All the Bruins' main rivals—Chicago, Montreal, New York and Toronto—enter the playoffs with nagging little problems. Their secondary opponents—St. Louis, Minnesota and Philadelphia—simply are not good enough, and a new cup format helps the expansion teams not at all. The NHL has acted to end the mismatches that have characterized the final series of cup play since the expansion of 1967-68. No longer will there be an automatic West finalist. Barring unexpected 11th-hour changes in the standings, in the first round, starting next week, Boston plays Montreal, New York plays Toronto, Chicago plays Minnesota and St. Louis plays Philadelphia in best-of-seven-game series. Then in the second round comes the big difference: the Boston-Montreal winner will cross over and play the survivor of the St. Louis-Philadelphia series, while the New York-Toronto winner will play either Chicago or Minnesota. Chances are the West's expansion teams thus will be kaput after round two. After that the two survivors—most likely Boston and Chicago—will play for the cup itself.

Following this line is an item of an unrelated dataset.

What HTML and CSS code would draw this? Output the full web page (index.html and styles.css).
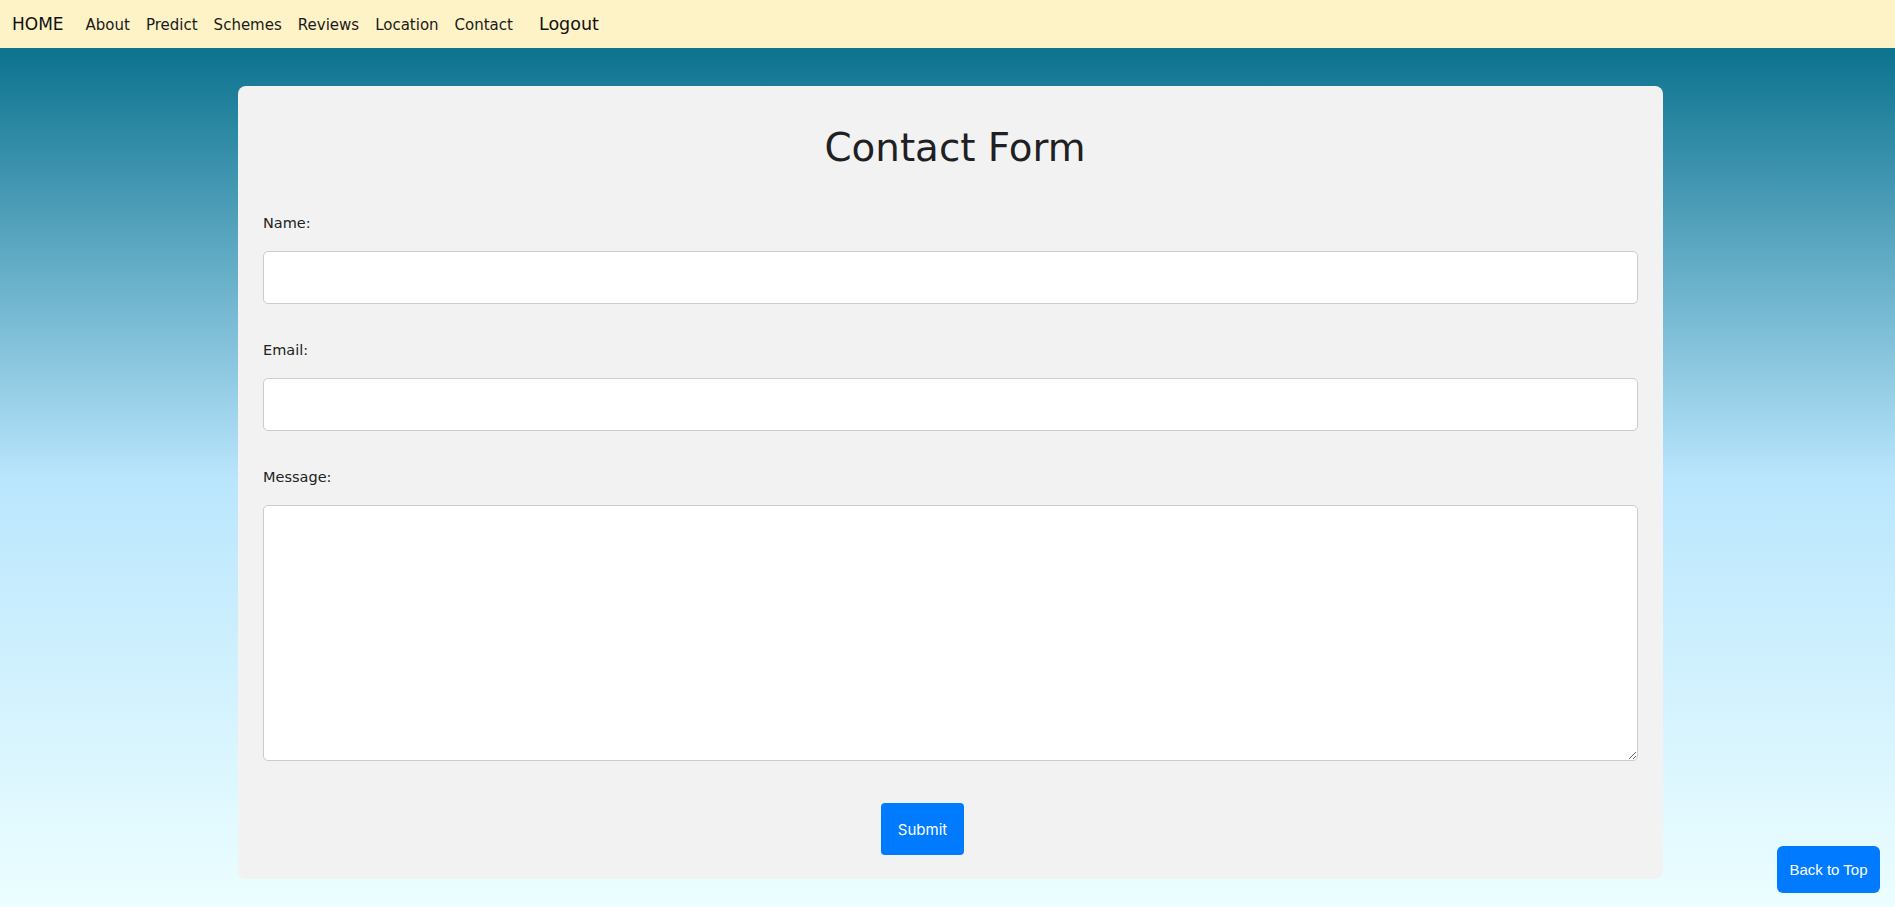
FILE: index.html
```html
<!DOCTYPE html>
<html lang="en">
<head>
<meta charset="utf-8">
<title>Contact Form</title>
<link rel="stylesheet" href="styles.css">
</head>
<body>
<nav class="navbar">
  <a class="brand" href="#">HOME</a>
  <ul class="nav-links">
    <li><a href="#">About</a></li>
    <li><a href="#">Predict</a></li>
    <li><a href="#">Schemes</a></li>
    <li><a href="#">Reviews</a></li>
    <li><a href="#">Location</a></li>
    <li><a href="#">Contact</a></li>
  </ul>
  <a class="logout" href="#">Logout</a>
</nav>
<main class="page">
  <section class="card">
    <h2 class="title">Contact Form</h2>
    <form class="form">
      <div class="group">
        <label for="name">Name:</label>
        <input id="name" type="text">
      </div>
      <div class="group">
        <label for="email">Email:</label>
        <input id="email" type="email">
      </div>
      <div class="group group-message">
        <label for="message">Message:</label>
        <textarea id="message"></textarea>
      </div>
      <div class="actions">
        <button type="submit" class="submit">Submit</button>
      </div>
    </form>
  </section>
</main>
<a class="back-top" href="#">Back to Top</a>
</body>
</html>
```
FILE: styles.css
```css
* { box-sizing: border-box; }
html, body { margin: 0; padding: 0; }
body {
  min-height: 100vh;
  font-family: "DejaVu Sans", "Noto Sans", sans-serif;
  color: #212529;
  background: linear-gradient(to bottom, #0e7490 0%, #0e7490 6%, #bae6fd 53%, #ecfeff 100%);
}
a { text-decoration: none; color: inherit; }

.navbar {
  height: 48px;
  background: #fef3c7;
  display: flex;
  align-items: center;
  padding-left: 12px;
}
.brand {
  font-size: 17px;
  color: #111;
  margin-right: 22px;
}
.nav-links {
  list-style: none;
  margin: 0;
  padding: 0;
  display: flex;
  gap: 16px;
}
.nav-links a {
  font-size: 15px;
  color: #1a1a1a;
}
.logout {
  font-size: 17.5px;
  color: #111;
  margin-left: 26px;
}

.page {
  padding: 38px 0 20px 6px;
}
.card {
  width: 1425px;
  margin: 0 auto;
  background: #f2f2f2;
  border-radius: 8px;
  padding: 25px 25px 24px;
}
.title {
  margin: 14px 0 43px;
  text-align: center;
  font-size: 38.8px;
  font-weight: 400;
  line-height: 45px;
  color: #1f1f24;
  padding-left: 9px;
}
.group { margin-bottom: 36px; }
.group label {
  display: block;
  font-size: 14.5px;
  line-height: 21px;
  color: #222;
  margin-bottom: 17px;
}
.group input,
.group textarea {
  display: block;
  width: 100%;
  height: 53px;
  border: 1px solid #cccccc;
  border-radius: 5px;
  background: #fff;
  font: inherit;
}
.group textarea { height: 256px; resize: vertical; }
.group-message { margin-bottom: 42px; }

.actions {
  display: flex;
  justify-content: center;
  padding-right: 56px;
}
.submit {
  width: 83px;
  height: 52px;
  border: none;
  border-radius: 4px;
  background: #007bff;
  color: #fff;
  font-family: Inter, "Noto Sans", sans-serif;
  font-size: 15px;
}

.back-top {
  position: fixed;
  right: 15px;
  bottom: 14px;
  width: 103px;
  height: 47px;
  display: flex;
  align-items: center;
  justify-content: center;
  background: #007bff;
  color: #fff;
  border-radius: 6px;
  font-family: "Liberation Sans", Arial, sans-serif;
  font-size: 15px;
}
```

More than anything else, though, the 1971 playoffs signal some excitement after perhaps the most boring season in the history of the NHL. The league's first attempt at a balanced schedule, in which all the teams played six games against each other, failed miserably by producing too much one-sided hockey. Spectators accustomed to brisk Montreal-New York or Chicago-Boston games 14 times a season could not accept Oakland and L.A., for example, coming to town as often as the biggies.

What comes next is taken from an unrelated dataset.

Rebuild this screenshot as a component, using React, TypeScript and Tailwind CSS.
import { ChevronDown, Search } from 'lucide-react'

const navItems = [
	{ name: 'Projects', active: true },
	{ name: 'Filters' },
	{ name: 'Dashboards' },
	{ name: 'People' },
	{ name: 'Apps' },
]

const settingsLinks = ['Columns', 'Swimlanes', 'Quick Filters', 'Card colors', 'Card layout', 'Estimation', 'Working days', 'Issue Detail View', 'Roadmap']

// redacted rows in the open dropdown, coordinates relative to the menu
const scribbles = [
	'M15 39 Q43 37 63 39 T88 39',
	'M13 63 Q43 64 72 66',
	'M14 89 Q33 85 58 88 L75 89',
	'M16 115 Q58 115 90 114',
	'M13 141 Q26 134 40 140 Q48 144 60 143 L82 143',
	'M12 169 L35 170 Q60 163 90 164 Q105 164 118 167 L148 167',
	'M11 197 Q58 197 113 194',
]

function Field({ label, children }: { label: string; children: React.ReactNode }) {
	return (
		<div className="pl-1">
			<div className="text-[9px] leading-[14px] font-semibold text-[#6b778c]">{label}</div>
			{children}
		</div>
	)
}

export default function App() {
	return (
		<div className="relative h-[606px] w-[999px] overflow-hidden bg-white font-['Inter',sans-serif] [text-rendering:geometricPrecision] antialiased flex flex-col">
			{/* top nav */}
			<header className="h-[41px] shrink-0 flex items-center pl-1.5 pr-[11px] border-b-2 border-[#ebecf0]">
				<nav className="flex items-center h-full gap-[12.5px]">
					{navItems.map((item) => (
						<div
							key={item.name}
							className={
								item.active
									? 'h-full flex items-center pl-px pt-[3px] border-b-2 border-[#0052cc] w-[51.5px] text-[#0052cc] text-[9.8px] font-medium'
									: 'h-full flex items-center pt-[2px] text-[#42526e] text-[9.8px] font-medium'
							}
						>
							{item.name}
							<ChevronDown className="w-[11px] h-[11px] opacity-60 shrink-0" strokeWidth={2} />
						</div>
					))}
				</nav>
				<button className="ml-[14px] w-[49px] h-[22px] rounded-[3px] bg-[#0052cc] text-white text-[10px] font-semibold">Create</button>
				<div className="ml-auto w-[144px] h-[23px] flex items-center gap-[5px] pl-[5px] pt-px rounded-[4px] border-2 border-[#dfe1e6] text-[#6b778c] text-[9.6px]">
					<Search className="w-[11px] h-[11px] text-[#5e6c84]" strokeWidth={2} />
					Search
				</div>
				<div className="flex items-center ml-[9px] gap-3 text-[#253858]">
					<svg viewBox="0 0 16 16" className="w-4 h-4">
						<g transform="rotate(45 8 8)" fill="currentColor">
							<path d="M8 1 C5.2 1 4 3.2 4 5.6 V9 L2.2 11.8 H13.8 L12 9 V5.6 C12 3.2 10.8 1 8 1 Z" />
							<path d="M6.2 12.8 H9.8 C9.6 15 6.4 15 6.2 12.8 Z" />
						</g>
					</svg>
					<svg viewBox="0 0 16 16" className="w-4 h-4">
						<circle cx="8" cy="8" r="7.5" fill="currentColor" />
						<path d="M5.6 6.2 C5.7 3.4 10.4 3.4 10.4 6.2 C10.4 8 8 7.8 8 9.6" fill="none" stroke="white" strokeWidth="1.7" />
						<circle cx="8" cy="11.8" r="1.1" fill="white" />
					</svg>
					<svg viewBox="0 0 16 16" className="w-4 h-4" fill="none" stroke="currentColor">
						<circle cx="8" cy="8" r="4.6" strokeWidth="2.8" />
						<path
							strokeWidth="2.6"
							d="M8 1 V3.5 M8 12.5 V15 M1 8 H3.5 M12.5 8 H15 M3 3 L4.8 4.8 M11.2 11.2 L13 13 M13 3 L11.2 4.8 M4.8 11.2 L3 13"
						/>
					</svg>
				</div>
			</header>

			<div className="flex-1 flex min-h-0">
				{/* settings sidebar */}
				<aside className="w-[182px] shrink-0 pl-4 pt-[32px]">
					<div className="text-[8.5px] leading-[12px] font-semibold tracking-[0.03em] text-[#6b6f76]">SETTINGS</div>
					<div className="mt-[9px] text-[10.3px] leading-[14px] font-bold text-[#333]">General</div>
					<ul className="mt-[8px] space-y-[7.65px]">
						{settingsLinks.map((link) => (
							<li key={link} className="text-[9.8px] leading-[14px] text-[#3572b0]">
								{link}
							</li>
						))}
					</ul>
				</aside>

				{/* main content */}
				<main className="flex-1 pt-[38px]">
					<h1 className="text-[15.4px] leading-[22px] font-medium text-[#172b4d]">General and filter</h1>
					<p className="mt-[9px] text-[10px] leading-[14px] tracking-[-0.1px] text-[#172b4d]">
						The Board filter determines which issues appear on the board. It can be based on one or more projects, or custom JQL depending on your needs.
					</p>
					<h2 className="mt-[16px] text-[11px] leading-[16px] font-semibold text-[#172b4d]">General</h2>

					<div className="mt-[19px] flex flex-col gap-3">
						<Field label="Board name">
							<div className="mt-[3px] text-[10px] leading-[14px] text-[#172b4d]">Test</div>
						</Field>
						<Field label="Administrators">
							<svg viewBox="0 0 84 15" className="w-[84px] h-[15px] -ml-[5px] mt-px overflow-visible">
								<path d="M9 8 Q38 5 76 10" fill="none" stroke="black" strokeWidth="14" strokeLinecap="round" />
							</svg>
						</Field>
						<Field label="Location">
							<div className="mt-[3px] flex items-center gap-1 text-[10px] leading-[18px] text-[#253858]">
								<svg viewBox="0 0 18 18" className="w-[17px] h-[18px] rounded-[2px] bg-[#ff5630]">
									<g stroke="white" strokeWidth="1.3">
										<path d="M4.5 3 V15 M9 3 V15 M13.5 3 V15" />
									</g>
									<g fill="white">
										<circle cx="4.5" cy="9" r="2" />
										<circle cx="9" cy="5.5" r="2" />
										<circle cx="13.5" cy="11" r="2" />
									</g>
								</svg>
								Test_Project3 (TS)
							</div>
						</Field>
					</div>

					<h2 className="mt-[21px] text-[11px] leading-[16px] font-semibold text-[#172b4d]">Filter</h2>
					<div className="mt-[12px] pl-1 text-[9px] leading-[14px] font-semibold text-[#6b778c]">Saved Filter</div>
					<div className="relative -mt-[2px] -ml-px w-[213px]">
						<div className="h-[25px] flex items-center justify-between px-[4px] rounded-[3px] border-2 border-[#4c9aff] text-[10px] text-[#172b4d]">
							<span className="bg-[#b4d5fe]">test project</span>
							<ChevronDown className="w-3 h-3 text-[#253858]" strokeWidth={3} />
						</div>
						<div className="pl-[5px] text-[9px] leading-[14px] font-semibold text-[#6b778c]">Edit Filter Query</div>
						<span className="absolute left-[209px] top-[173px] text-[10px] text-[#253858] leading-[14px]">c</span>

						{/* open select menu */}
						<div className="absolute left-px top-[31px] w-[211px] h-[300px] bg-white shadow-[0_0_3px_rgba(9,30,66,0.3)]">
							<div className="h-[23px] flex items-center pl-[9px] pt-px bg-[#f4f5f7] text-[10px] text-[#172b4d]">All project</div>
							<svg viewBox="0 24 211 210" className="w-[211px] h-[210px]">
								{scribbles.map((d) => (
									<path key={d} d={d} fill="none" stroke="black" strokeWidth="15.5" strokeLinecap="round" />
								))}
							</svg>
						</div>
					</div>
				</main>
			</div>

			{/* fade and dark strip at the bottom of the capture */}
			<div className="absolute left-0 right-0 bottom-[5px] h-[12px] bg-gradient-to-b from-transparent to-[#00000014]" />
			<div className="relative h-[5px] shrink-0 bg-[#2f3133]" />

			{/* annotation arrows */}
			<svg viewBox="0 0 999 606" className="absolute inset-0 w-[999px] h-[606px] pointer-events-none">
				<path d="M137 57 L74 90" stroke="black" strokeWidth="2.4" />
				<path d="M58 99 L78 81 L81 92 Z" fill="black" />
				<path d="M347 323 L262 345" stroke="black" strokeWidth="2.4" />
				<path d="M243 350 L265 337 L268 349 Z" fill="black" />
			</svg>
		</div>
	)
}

Boston, which won more games this year than any team in history, skates into the playoffs with a new image. "We're the Big, Good Bruins now," Bobby Orr says. What Orr means is that Boston no longer has to beat teams physically to beat them on the scoreboard. "We can play the game any way the other team wants," says Tom Johnson, the Bruin coach. "You want finesse, we'll give you finesse. You want a rough game, we'll give you a rough game. You want defense, we'll give you defense. All we need," he adds, "is a little cooperation from the other team."

Cooperation may come hard for Montreal, which has won 10 straight cup series from the Bruins. "This one will come down to the goaltending, I think," says John Ferguson, the Canadiens' tough left wing. Little Rogatien Vachon, the Canadiens' No. 1 goaltender, was inconsistent during the season and if he starts poorly Coach Al MacNeil will try 6'4" 210-pound Ken Dryden, the Cornell graduate who plays for the Canadiens between law classes at McGill.

"I played against a lot of the Bruins when they were losers," MacNeil says. "They didn't start winning until they got a few fantastic players, like Orr. One year doesn't make a dynasty."

While Chicago should have little trouble disposing of the Minnesota North Stars, the Black Hawks have one problem: Gerry Desjardins, the No. 2 goal-tender, broke his arm two weeks ago and probably will miss all the cup games. As a result Tony Esposito will not have an adequate backup man.

The St. Louis-Philadelphia series matches teams that can't score goals but, on the other hand, do not give up many, either. This probably will be the roughest series in the first round. The Blues' Ernie Wakely has been erratic in goal, and unless ancient Glenn Hall plays well for the Blues they could lose a playoff series to an expansion rival for the first time. Philadelphia still seems shocked by the trade of Goaltender Bernie Parent to Toronto, but if Goalie Doug Favell has fully recovered from his recent case of amnesia the Flyers might upset the Blues.

The Maple Leafs represent the best upset possibility in the first round. The Leafs have the top goaltending team in the league—42-year-old Jacques Plante and the 25-year-old Parent—and Toronto's veteran centers, Dave Keon and Norm Ullman, are superior checkers whose harassing tactics usually lead to at least one breakaway apiece each game. Finally, Bob Baun has straightened away the young Toronto defensemen after a disastrous start; the Leafs floundered in last place for two months. "Baun is our leader," says Ricky Ley, a 22-year-old defenseman. "We know that he's played on broken legs. That makes us give a little more."

They will be giving against hockey's mystery team—New York. The Rangers should win the Vezina Trophy for the best goals-against average, already have won more games than ever before—and still are finishing second. During one stretch they won nine games and tied one but still lost a point to the Bruins, who won 10 straight. They have bombed out of the playoffs the last four years, mostly because the forwards could not score enough goals and Goalie Eddie Giacomin finally became too tired to stop the other team's shooters. So this year Coach Emile Francis rested Giacomin extensively. Still, even if Giacomin plays his best, the Rangers do not seem to have that one player who will rally them at a time of crisis. They do not have a star.

So they could use a little serendipity—like a Wally Harkness, maybe.